Kapuscinskis-Skandal-Biografie: Dichtung und Wahrheit in Polen

Der polnische Journalist Kapuscinki war bekannt für seine literarischen Reportagen. Nun kratzt ein ehemaliger Kollege mit der skandalösen Biografie "Kapuscinski - Non fiction" an seinem Ruf.

Alles selbst erlebt? Ryszard Kapuscinski, 1986. Bild: ap

Ryszard Kapuscinski war ein Meistererzähler. Die literarischen Reportagen des Polen faszinieren bis heute. Doch darf ein Journalist lügen, um so einer übergeordneten Wahrheit zum Sieg zu verhelfen? Darf er Personen und Orte erfinden, um seine Reportage in eine Allegorie der Macht zu verwandeln? In Polen haben diese Fragen einen Skandal ausgelöst, galt Kapuscinski doch als "Jahrhundertreporter". Doch Artur Domoslawski, auch er ein renommierter Journalist, sagt nun in seiner Biografie "Kapuscinski - Non fiction", dass der Reporter der Wahrheit verpflichtet sei, der Schriftsteller hingegen nicht. Kapuscinski sei ein Schriftsteller gewesen.

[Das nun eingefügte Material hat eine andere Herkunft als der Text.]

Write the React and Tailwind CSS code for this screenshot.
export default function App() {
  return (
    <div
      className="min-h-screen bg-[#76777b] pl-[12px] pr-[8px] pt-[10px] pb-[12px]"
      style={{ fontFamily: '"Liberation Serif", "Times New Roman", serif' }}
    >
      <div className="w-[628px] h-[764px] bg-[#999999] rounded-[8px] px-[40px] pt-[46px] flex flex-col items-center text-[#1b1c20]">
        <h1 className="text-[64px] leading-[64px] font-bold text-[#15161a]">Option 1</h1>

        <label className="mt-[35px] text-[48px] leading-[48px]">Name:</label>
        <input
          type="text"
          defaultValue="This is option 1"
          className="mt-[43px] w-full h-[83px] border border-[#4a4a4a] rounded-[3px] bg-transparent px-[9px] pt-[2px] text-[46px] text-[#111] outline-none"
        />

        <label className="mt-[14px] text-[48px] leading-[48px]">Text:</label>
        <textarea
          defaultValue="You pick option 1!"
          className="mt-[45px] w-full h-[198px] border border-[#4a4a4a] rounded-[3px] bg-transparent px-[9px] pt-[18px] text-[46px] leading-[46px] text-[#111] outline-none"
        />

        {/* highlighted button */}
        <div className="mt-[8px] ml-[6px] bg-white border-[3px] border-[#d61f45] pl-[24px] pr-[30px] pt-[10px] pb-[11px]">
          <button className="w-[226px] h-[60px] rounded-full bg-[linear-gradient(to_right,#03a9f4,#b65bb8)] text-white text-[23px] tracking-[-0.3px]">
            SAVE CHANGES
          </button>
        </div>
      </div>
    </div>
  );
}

Schon vor seinem Erscheinen hat das Buch in Polen eine erbitterte Debatte ausgelöst. Dabei bezweifelt niemand, dass die von Domoslawski zu Tage geförderten Fakten nicht stimmen könnten. Kapuscinski hat mit der polnischen Stasi zusammengearbeitet, war lange Zeit ein überzeugter Kommunist, ging in Zeiten der Zensur und der Reiseverbote viele Kompromisse mit der Macht ein, um als Auslandskorrespondent der Polnischen Presseagentur arbeiten zu dürfen. Er war privilegiert. Das hatte seinen Preis. Domoslawski reiste aber auch den Reportagen Kapuscinskis hinterher, fuhr nach Lateinamerika und Afrika, sprach mit den Menschen, die in Kapuscinskis Büchern eine wichtige Rolle spielen. Wenn diese dann immer wieder die preisgekrönten Reportagen als "Märchen aus Tausendundeiner Nacht" bezeichnen, stellt sich unweigerlich das Gefühl des Betrogenwordenseins ein.

Dagegen ist Kapuscinskis Witwe Sturm gelaufen. Und gegen die Passagen über das Privatleben ihres Mannes. Dass Erotik im Leben des Weltreisenden eine große Rolle gespielt haben dürfte, konnten die Leser ahnen. Kapuscinski selbst hat nie darüber gesprochen. Im erzkatholischen Polen hätte ihn dies seinen Ruf als moralische Autorität gekostet. Alicja Kapuscinska, die all die Jahre treu an seiner Seite gestanden hat, sieht sich nun durch die Biografie bloßgestellt. Mit aller Macht versuchte sie, das Buch zu verhindern, zog vor Gericht, drohte Verlegern in Polen und im Ausland, informierte Freunde der Familie. Als Polens früherer Außenminister Wladyslaw Bartoszewski ihr solidarisch zur Seite sprang und die Biografie mit einem "Bordellführer" verglich, war der Skandal perfekt.

Das Gericht hat sich davon nicht beeindrucken lassen. Da die Witwe dem Biografen keine Fehler nachweisen konnte, gaben die Richter das Buch frei. Seitdem ergreifen immer mehr Intellektuelle das Wort, vor allem Schriftsteller und Journalisten. Denn durch die "Kapuscinski - Non fiction"-Biografie steht das Selbstverständnis eines ganzen Berufsstands in Polen auf der Kippe. Ist Faktentreue tatsächlich notwendig? Kann die übergeordnete Wahrheit nicht darauf verzichten? Was unterscheidet die Textgattung "Reportage" von einer "Erzählung"? Kapuscinski selbst hat nie geleugnet, dass er die Realität wie einen Steinbruch für seine Erzählungen nutzte. Und wenn er eine seiner Flunkergeschichten erzählte, tat er dies immer mit dem entwaffnend offenen Lächeln, das ganz klar sagte: "Ihr wollt belogen werden, also tue ich es."